Urban has sought contribution under the theory that it and Royal are joint tortfeasors.   See OCGA § 51-12-32(a) (joint tortfeasor's right of contribution “shall not be lost or prejudiced by compromise and settlement of a claim”);  City of College Park v. Fortenberry, 271 Ga.App. 446, 450(2), 609 S.E.2d 763 (2005) (even in the absence of a judgment, a joint tortfeasor can seek contribution from another “as long as the first [can] prove that the second [is] indeed a joint tortfeasor,”) citing Marchman & Sons, Inc. v. Nelson, 251 Ga. 475, 306 S.E.2d 290 (1983).   Urban also seeks indemnity from Royal.   See OCGA § 51-12-32(c) (right of express or implied indemnity “shall not be lost or prejudiced by compromise and settlement of a claim”);  City of College Park, 271 Ga.App. at 451(3), 609 S.E.2d 763 (Georgia law recognizes “two broad categories of indemnity:  as created by contract, as between a surety and a debtor;  and under the common law of vicarious liability, as between principals and agents.”).

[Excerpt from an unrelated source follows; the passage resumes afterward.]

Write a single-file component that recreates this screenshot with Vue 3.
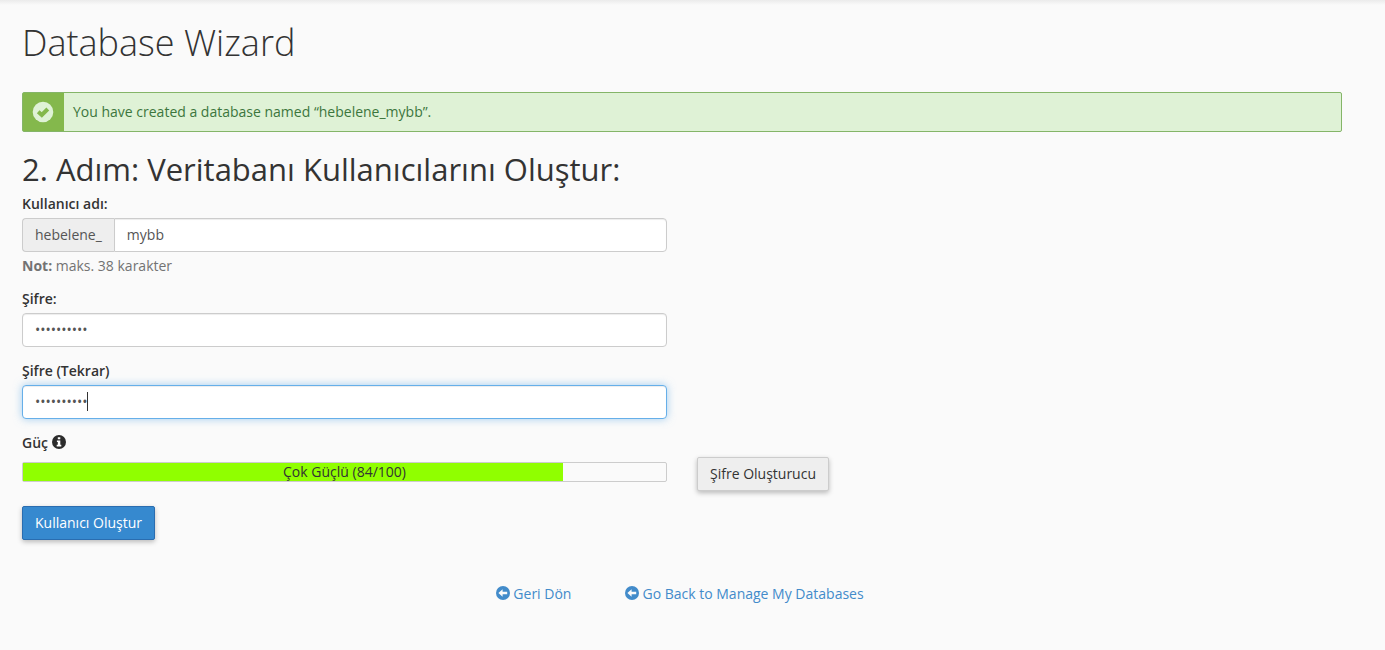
<script setup>
import { ref } from 'vue'

const username = ref('mybb')
const password = ref('abcdefghij')
const passwordAgain = ref('abcdefghij')
const strength = ref(84)
</script>

<template>
  <main class="page">
    <h1 class="page-title">Database Wizard</h1>

    <div class="alert" role="status">
      <span class="alert-icon">
        <svg width="22" height="22" viewBox="0 0 22 22" aria-hidden="true">
          <circle cx="11" cy="11" r="10.3" fill="#dff2d6" />
          <path d="M6.2 10.8 L9.8 14 L15.8 8" fill="none" stroke="#84b84c" stroke-width="4" />
        </svg>
      </span>
      <p class="alert-text">You have created a database named “hebelene_mybb”.</p>
    </div>

    <h2 class="step-title">2. Adım: Veritabanı Kullanıcılarını Oluştur:</h2>

    <form @submit.prevent>
      <div class="row">
        <div class="group">
          <label for="user">Kullanıcı adı:</label>
          <div class="input-group">
            <span class="addon">hebelene_</span>
            <input id="user" v-model="username" class="control joined" type="text" maxlength="38" />
          </div>
          <p class="help"><strong>Not:</strong> maks. 38 karakter</p>
        </div>
      </div>

      <div class="row">
        <div class="group">
          <label for="pass">Şifre:</label>
          <input id="pass" v-model="password" class="control" type="password" />
        </div>
      </div>

      <div class="row">
        <div class="group">
          <label for="pass2">Şifre (Tekrar)</label>
          <div class="active-field">
            <input id="pass2" v-model="passwordAgain" class="control active" type="password" />
            <span class="caret"></span>
          </div>
        </div>
      </div>

      <div class="strength">
        <div class="strength-label">
          <span id="strength-name">Güç</span>
          <svg width="14" height="14" viewBox="0 0 14 14" aria-hidden="true">
            <circle cx="7" cy="7" r="7" fill="#2b2b2b" />
            <path d="M5.8 2.2h2.5v2H5.8zM4.9 5.5h3.4v4.3h1v1.6H4.7V9.8h1.1V7.1h-.9z" fill="#fff" />
          </svg>
        </div>
        <div class="row meter-row">
          <div class="meter" role="meter" aria-labelledby="strength-name" :aria-valuenow="strength" aria-valuemin="0" aria-valuemax="100">
            <div class="meter-fill" :style="{ width: strength + '%' }"></div>
            <span class="meter-text">Çok Güçlü ({{ strength }}/100)</span>
          </div>
          <button type="button" class="btn">Şifre Oluşturucu</button>
        </div>
      </div>

      <button type="submit" class="btn primary">Kullanıcı Oluştur</button>
    </form>

    <nav class="links">
      <a href="#back">
        <svg width="14" height="14" viewBox="0 0 14 14" aria-hidden="true">
          <circle cx="7" cy="7" r="7" fill="#428bca" />
          <path d="M2.4 7 L6.6 3.2 V5.7 H11.2 V8.3 H6.6 V10.8 Z" fill="#fafafa" />
        </svg>
        <span>Geri Dön</span>
      </a>
      <a href="#databases">
        <svg width="14" height="14" viewBox="0 0 14 14" aria-hidden="true">
          <circle cx="7" cy="7" r="7" fill="#428bca" />
          <path d="M2.4 7 L6.6 3.2 V5.7 H11.2 V8.3 H6.6 V10.8 Z" fill="#fafafa" />
        </svg>
        <span>Go Back to Manage My Databases</span>
      </a>
    </nav>
  </main>
</template>

<style>
body {
  background: #fafafa;
}
</style>

<style scoped>
* {
  box-sizing: border-box;
}

.page {
  padding: 23px 43px 20px 22px;
  background: linear-gradient(#ebebeb, #fafafa 5px);
  color: #333;
  font: 14px/20px "Open Sans", "Noto Sans", sans-serif;
}

.page-title {
  margin: 0 0 29px;
  font-size: 36px;
  line-height: 40px;
  font-weight: 300;
}

.alert {
  display: flex;
  border: 1px solid #84b568;
  border-radius: 2px;
  background: #dff2d6;
  color: #3c763d;
}

.alert-icon {
  display: flex;
  align-items: center;
  justify-content: center;
  width: 41px;
  padding-right: 1px;
  background: #84b84c;
}

.alert-text {
  margin: 0;
  padding: 9px;
}

.step-title {
  margin: 20px 0 8px;
  font-size: 31px;
  line-height: 34px;
  font-weight: 400;
}

.row {
  display: grid;
  grid-template-columns: 1fr 1fr;
  column-gap: 30px;
}

.group {
  margin-bottom: 14px;
}

label,
.strength-label {
  display: block;
  margin-bottom: 4px;
  font-weight: 600;
}

.control {
  display: block;
  width: 100%;
  height: 34px;
  padding: 5px 12px 7px;
  border: 1px solid #ccc;
  border-radius: 4px;
  outline: none;
  background: #fff;
  box-shadow: inset 0 1px 1px rgba(0, 0, 0, 0.075);
  color: #555;
  font: inherit;
}

.input-group {
  display: flex;
}

.addon {
  padding: 6px 12px;
  border: 1px solid #ccc;
  border-right: 0;
  border-radius: 4px 0 0 4px;
  background: #eee;
  color: #555;
}

.joined {
  flex: 1;
  min-width: 0;
  border-radius: 0 4px 4px 0;
}

.help {
  margin: 4px 0 -1px;
  color: #737373;
}

.active-field {
  position: relative;
}

.active {
  border-color: #66afe9;
  box-shadow: inset 0 1px 1px rgba(0, 0, 0, 0.075), 0 0 8px rgba(102, 175, 233, 0.6);
}

.caret {
  position: absolute;
  top: 7px;
  left: 65px;
  width: 1px;
  height: 19px;
  background: #333;
}

.strength-label {
  display: flex;
  align-items: center;
  gap: 4px;
  margin: 0;
}

.strength-label svg,
.links svg {
  margin-bottom: 2px;
}

.meter-row {
  align-items: start;
  justify-items: start;
  margin: 4px 0 15px;
}

.meter {
  position: relative;
  width: 100%;
  height: 20px;
  margin-top: 5px;
  border: 1px solid #ccc;
  border-radius: 2px;
}

.meter-fill {
  height: 100%;
  background: #90ff00;
}

.meter-text {
  position: absolute;
  inset: 0;
  line-height: 18px;
  text-align: center;
}

.btn {
  padding: 6px 12px;
  border: 1px solid #ccc;
  border-radius: 2px;
  background: #eee;
  box-shadow: 0 2px 5px rgba(0, 0, 0, 0.26);
  color: #333;
  font: inherit;
}

.primary {
  border-color: #2a6db0;
  background: #3689cf;
  color: #fff;
}

.links {
  display: flex;
  justify-content: center;
  gap: 54px;
  margin-top: 44px;
  padding-right: 4px;
}

.links a {
  display: flex;
  align-items: center;
  gap: 3px;
  color: #428bca;
  text-decoration: none;
}
</style>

The record before us is inadequate to resolve the comparative liabilities of Urban and Royal as a matter of law.   The GSA-Royal contract appears to indemnify the government, rather than its agents, from any harm proximately caused by Royal's negligence.   See Satilla Community Svc. Bd. v. Satilla Health Svcs., 275 Ga. 805, 573 S.E.2d 31 (2002) (rejecting claim for so-called “implied contractual indemnification”).   The same contract also provided, however, that “Government direction or supervision of [Royal] employees [,] directly or indirectly, shall not be exercised.”   As we have already noted, moreover, Urban was apparently responsible for maintaining the sprinkler heads only, and it remains unclear who was responsible for activating the sprinkler system on the day in question and whether that activation was the result of a malfunction.   Because the answers to factual questions such as these will dictate the extent, if any, of Urban's recovery from Royal, we leave them to further proceedings consistent with this opinion.

3. Urban's remaining assertions of error are moot.

Judgment reversed and case remanded with direction.


RUFFIN, P.J., and BERNES, J., concur.